** SET TASK **
Type out the data exactly as given. Skip any image.

** Pages as source code **
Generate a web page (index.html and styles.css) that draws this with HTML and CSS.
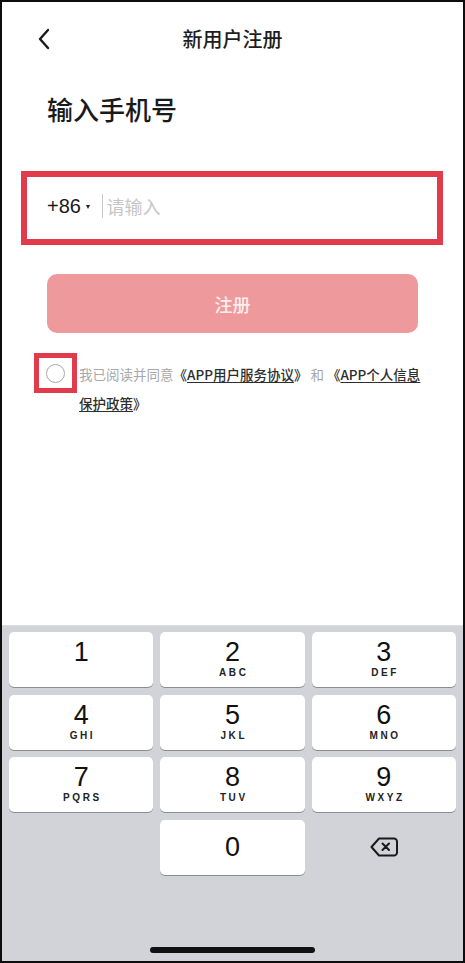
FILE: index.html
```html
<!DOCTYPE html>
<html lang="zh-CN">
<head>
<meta charset="utf-8">
<title>新用户注册</title>
<link rel="stylesheet" href="styles.css">
</head>
<body>
<div class="page">
  <div class="nav">
    <div class="nav-left">
      <svg class="back" width="14" height="22" viewBox="0 0 14 22"><polyline points="11,2 3,11 11,20" fill="none" stroke="#1a1a1a" stroke-width="2.4" stroke-linecap="round" stroke-linejoin="round"/></svg>
    </div>
    <div class="nav-title">新用户注册</div>
    <div></div>
  </div>

  <div class="heading">输入手机号</div>

  <div class="phone-box">
    <span class="code">+86</span>
    <span class="tri"></span>
    <span class="cursor"></span>
    <span class="placeholder">请输入</span>
  </div>

  <div class="btn">注册</div>

  <div class="agree">
    <div class="check-mark"><span class="circle"></span></div>
    <div class="agree-text"><span class="muted">我已阅读并同意</span><span class="link">《<u>APP用户服务协议</u>》</span> <span class="muted">和</span> <span class="link">《<u>APP个人信息</u><br><u>保护政策</u>》</span></div>
  </div>

  <div class="keyboard">
    <div class="keys">
      <div class="key"><span class="digit">1</span><span class="letters"></span></div>
      <div class="key"><span class="digit">2</span><span class="letters">ABC</span></div>
      <div class="key"><span class="digit">3</span><span class="letters">DEF</span></div>
      <div class="key"><span class="digit">4</span><span class="letters">GHI</span></div>
      <div class="key"><span class="digit">5</span><span class="letters">JKL</span></div>
      <div class="key"><span class="digit">6</span><span class="letters">MNO</span></div>
      <div class="key"><span class="digit">7</span><span class="letters">PQRS</span></div>
      <div class="key"><span class="digit">8</span><span class="letters">TUV</span></div>
      <div class="key"><span class="digit">9</span><span class="letters">WXYZ</span></div>
      <div class="blank"></div>
      <div class="key zero"><span class="digit">0</span></div>
      <div class="del">
        <svg width="30" height="22" viewBox="0 0 30 22"><path d="M10 2.5 H25 a3 3 0 0 1 3 3 V16.5 a3 3 0 0 1 -3 3 H10 L2.5 11 Z" fill="none" stroke="#1a1a1a" stroke-width="2" stroke-linejoin="round"/><path d="M13.5 7.5 L20 14 M20 7.5 L13.5 14" stroke="#1a1a1a" stroke-width="2" stroke-linecap="round"/></svg>
      </div>
    </div>
    <div class="home"></div>
  </div>
</div>
</body>
</html>
```

FILE: styles.css
```css
* { box-sizing: border-box; }
html, body { margin: 0; padding: 0; background: #fff; }
body { font-family: "Liberation Sans", "Noto Sans CJK SC", sans-serif; }

.page {
  width: 465px;
  height: 963px;
  border: 2px solid #0d0d0d;
  display: flex;
  flex-direction: column;
  background: #fff;
  overflow: hidden;
}

.nav {
  height: 76px;
  padding-bottom: 4px;
  display: grid;
  grid-template-columns: 1fr auto 1fr;
  align-items: center;
}
.nav-left { padding-left: 35px; display: flex; align-items: center; padding-top: 2px; }
.nav-title {
  font-family: "Noto Sans CJK SC", sans-serif;
  font-size: 20px;
  font-weight: 500;
  color: #1e1e1e;
}

.heading {
  margin-top: 14px;
  padding-left: 45px;
  font-family: "Noto Sans CJK SC", sans-serif;
  font-size: 26px;
  line-height: 34px;
  font-weight: 500;
  color: #1a1a1a;
}

.phone-box {
  margin-top: 45px;
  margin-left: 19px;
  width: 422px;
  height: 74px;
  border: 6px solid #e23b4b;
  display: flex;
  align-items: center;
  padding-left: 20px;
  padding-bottom: 4px;
}
.code { font-size: 20px; color: #1a1a1a; }
.tri {
  width: 0; height: 0;
  margin-left: 5px;
  margin-top: 1px;
  border-left: 2.5px solid transparent;
  border-right: 2.5px solid transparent;
  border-top: 4px solid #222;
}
.cursor {
  width: 1.5px;
  height: 24px;
  background: #c9c9c9;
  margin-left: 12px;
}
.placeholder {
  margin-left: 3px;
  font-family: "Noto Sans CJK SC", sans-serif;
  font-size: 18px;
  color: #c6c6c6;
}

.btn {
  margin-top: 29px;
  margin-left: 45px;
  width: 371px;
  height: 59px;
  border-radius: 10px;
  background: #ee9a9c;
  color: #fdeeee;
  font-family: "Noto Sans CJK SC", sans-serif;
  font-size: 18px;
  font-weight: 500;
  display: flex;
  align-items: center;
  justify-content: center;
}

.agree {
  margin-top: 20px;
  margin-left: 32px;
  display: flex;
  align-items: flex-start;
}
.check-mark {
  width: 43px;
  height: 40px;
  border: 5px solid #e23b4b;
  display: flex;
  align-items: center;
  justify-content: center;
  flex: none;
}
.circle {
  width: 19px;
  height: 19px;
  border-radius: 50%;
  border: 1.3px solid #a9a9a9;
}
.agree-text {
  margin-left: 2px;
  margin-top: 7px;
  font-family: "Noto Sans CJK SC", sans-serif;
  font-size: 13.5px;
  line-height: 29px;
  white-space: nowrap;
}
.muted { color: #a8a8a8; }
.link { color: #2e2e2e; font-weight: 500; }
.link u { text-underline-offset: 2px; }

.keyboard {
  margin-top: auto;
  height: 336px;
  background: #d1d3d8;
  border-top: 1px solid #dcdde1;
  display: flex;
  flex-direction: column;
  align-items: center;
}
.keys {
  width: 100%;
  padding: 6px 7px 0;
  display: grid;
  grid-template-columns: repeat(3, 1fr);
  grid-auto-rows: 55px;
  column-gap: 7px;
  row-gap: 7.5px;
}
.key {
  background: #fff;
  border-radius: 5px;
  box-shadow: 0 1px 0 #8d8e92;
  display: flex;
  flex-direction: column;
  align-items: center;
  padding-top: 7px;
}
.digit {
  font-size: 27px;
  line-height: 26px;
  color: #111;
}
.letters {
  margin-top: 3px;
  font-size: 10px;
  line-height: 10px;
  font-weight: bold;
  letter-spacing: 2.6px;
  padding-left: 2.6px;
  color: #222;
}
.key.zero { padding-top: 14px; }
.del {
  display: flex;
  align-items: center;
  justify-content: center;
}
.home {
  margin-top: 72px;
  width: 165px;
  height: 6px;
  border-radius: 3px;
  background: #111;
}
```
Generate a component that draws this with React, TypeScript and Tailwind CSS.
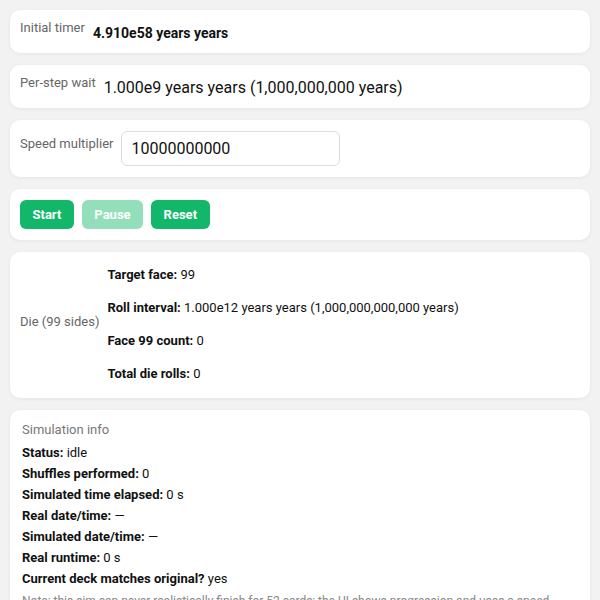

** CORRECT RESPONSE **
Generate a web page (index.html and styles.css) that draws this with HTML and CSS.
FILE: index.html
```html
<!DOCTYPE html>
<html lang="zh-CN">
<head>
<meta charset="utf-8">
<title>新用户注册</title>
<link rel="stylesheet" href="styles.css">
</head>
<body>
<div class="page">
  <div class="nav">
    <div class="nav-left">
      <svg class="back" width="14" height="22" viewBox="0 0 14 22"><polyline points="11,2 3,11 11,20" fill="none" stroke="#1a1a1a" stroke-width="2.4" stroke-linecap="round" stroke-linejoin="round"/></svg>
    </div>
    <div class="nav-title">新用户注册</div>
    <div></div>
  </div>

  <div class="heading">输入手机号</div>

  <div class="phone-box">
    <span class="code">+86</span>
    <span class="tri"></span>
    <span class="cursor"></span>
    <span class="placeholder">请输入</span>
  </div>

  <div class="btn">注册</div>

  <div class="agree">
    <div class="check-mark"><span class="circle"></span></div>
    <div class="agree-text"><span class="muted">我已阅读并同意</span><span class="link">《<u>APP用户服务协议</u>》</span> <span class="muted">和</span> <span class="link">《<u>APP个人信息</u><br><u>保护政策</u>》</span></div>
  </div>

  <div class="keyboard">
    <div class="keys">
      <div class="key"><span class="digit">1</span><span class="letters"></span></div>
      <div class="key"><span class="digit">2</span><span class="letters">ABC</span></div>
      <div class="key"><span class="digit">3</span><span class="letters">DEF</span></div>
      <div class="key"><span class="digit">4</span><span class="letters">GHI</span></div>
      <div class="key"><span class="digit">5</span><span class="letters">JKL</span></div>
      <div class="key"><span class="digit">6</span><span class="letters">MNO</span></div>
      <div class="key"><span class="digit">7</span><span class="letters">PQRS</span></div>
      <div class="key"><span class="digit">8</span><span class="letters">TUV</span></div>
      <div class="key"><span class="digit">9</span><span class="letters">WXYZ</span></div>
      <div class="blank"></div>
      <div class="key zero"><span class="digit">0</span></div>
      <div class="del">
        <svg width="30" height="22" viewBox="0 0 30 22"><path d="M10 2.5 H25 a3 3 0 0 1 3 3 V16.5 a3 3 0 0 1 -3 3 H10 L2.5 11 Z" fill="none" stroke="#1a1a1a" stroke-width="2" stroke-linejoin="round"/><path d="M13.5 7.5 L20 14 M20 7.5 L13.5 14" stroke="#1a1a1a" stroke-width="2" stroke-linecap="round"/></svg>
      </div>
    </div>
    <div class="home"></div>
  </div>
</div>
</body>
</html>
```

FILE: styles.css
```css
* { box-sizing: border-box; }
html, body { margin: 0; padding: 0; background: #fff; }
body { font-family: "Liberation Sans", "Noto Sans CJK SC", sans-serif; }

.page {
  width: 465px;
  height: 963px;
  border: 2px solid #0d0d0d;
  display: flex;
  flex-direction: column;
  background: #fff;
  overflow: hidden;
}

.nav {
  height: 76px;
  padding-bottom: 4px;
  display: grid;
  grid-template-columns: 1fr auto 1fr;
  align-items: center;
}
.nav-left { padding-left: 35px; display: flex; align-items: center; padding-top: 2px; }
.nav-title {
  font-family: "Noto Sans CJK SC", sans-serif;
  font-size: 20px;
  font-weight: 500;
  color: #1e1e1e;
}

.heading {
  margin-top: 14px;
  padding-left: 45px;
  font-family: "Noto Sans CJK SC", sans-serif;
  font-size: 26px;
  line-height: 34px;
  font-weight: 500;
  color: #1a1a1a;
}

.phone-box {
  margin-top: 45px;
  margin-left: 19px;
  width: 422px;
  height: 74px;
  border: 6px solid #e23b4b;
  display: flex;
  align-items: center;
  padding-left: 20px;
  padding-bottom: 4px;
}
.code { font-size: 20px; color: #1a1a1a; }
.tri {
  width: 0; height: 0;
  margin-left: 5px;
  margin-top: 1px;
  border-left: 2.5px solid transparent;
  border-right: 2.5px solid transparent;
  border-top: 4px solid #222;
}
.cursor {
  width: 1.5px;
  height: 24px;
  background: #c9c9c9;
  margin-left: 12px;
}
.placeholder {
  margin-left: 3px;
  font-family: "Noto Sans CJK SC", sans-serif;
  font-size: 18px;
  color: #c6c6c6;
}

.btn {
  margin-top: 29px;
  margin-left: 45px;
  width: 371px;
  height: 59px;
  border-radius: 10px;
  background: #ee9a9c;
  color: #fdeeee;
  font-family: "Noto Sans CJK SC", sans-serif;
  font-size: 18px;
  font-weight: 500;
  display: flex;
  align-items: center;
  justify-content: center;
}

.agree {
  margin-top: 20px;
  margin-left: 32px;
  display: flex;
  align-items: flex-start;
}
.check-mark {
  width: 43px;
  height: 40px;
  border: 5px solid #e23b4b;
  display: flex;
  align-items: center;
  justify-content: center;
  flex: none;
}
.circle {
  width: 19px;
  height: 19px;
  border-radius: 50%;
  border: 1.3px solid #a9a9a9;
}
.agree-text {
  margin-left: 2px;
  margin-top: 7px;
  font-family: "Noto Sans CJK SC", sans-serif;
  font-size: 13.5px;
  line-height: 29px;
  white-space: nowrap;
}
.muted { color: #a8a8a8; }
.link { color: #2e2e2e; font-weight: 500; }
.link u { text-underline-offset: 2px; }

.keyboard {
  margin-top: auto;
  height: 336px;
  background: #d1d3d8;
  border-top: 1px solid #dcdde1;
  display: flex;
  flex-direction: column;
  align-items: center;
}
.keys {
  width: 100%;
  padding: 6px 7px 0;
  display: grid;
  grid-template-columns: repeat(3, 1fr);
  grid-auto-rows: 55px;
  column-gap: 7px;
  row-gap: 7.5px;
}
.key {
  background: #fff;
  border-radius: 5px;
  box-shadow: 0 1px 0 #8d8e92;
  display: flex;
  flex-direction: column;
  align-items: center;
  padding-top: 7px;
}
.digit {
  font-size: 27px;
  line-height: 26px;
  color: #111;
}
.letters {
  margin-top: 3px;
  font-size: 10px;
  line-height: 10px;
  font-weight: bold;
  letter-spacing: 2.6px;
  padding-left: 2.6px;
  color: #222;
}
.key.zero { padding-top: 14px; }
.del {
  display: flex;
  align-items: center;
  justify-content: center;
}
.home {
  margin-top: 72px;
  width: 165px;
  height: 6px;
  border-radius: 3px;
  background: #111;
}
```
Generate a component that draws this with React, TypeScript and Tailwind CSS.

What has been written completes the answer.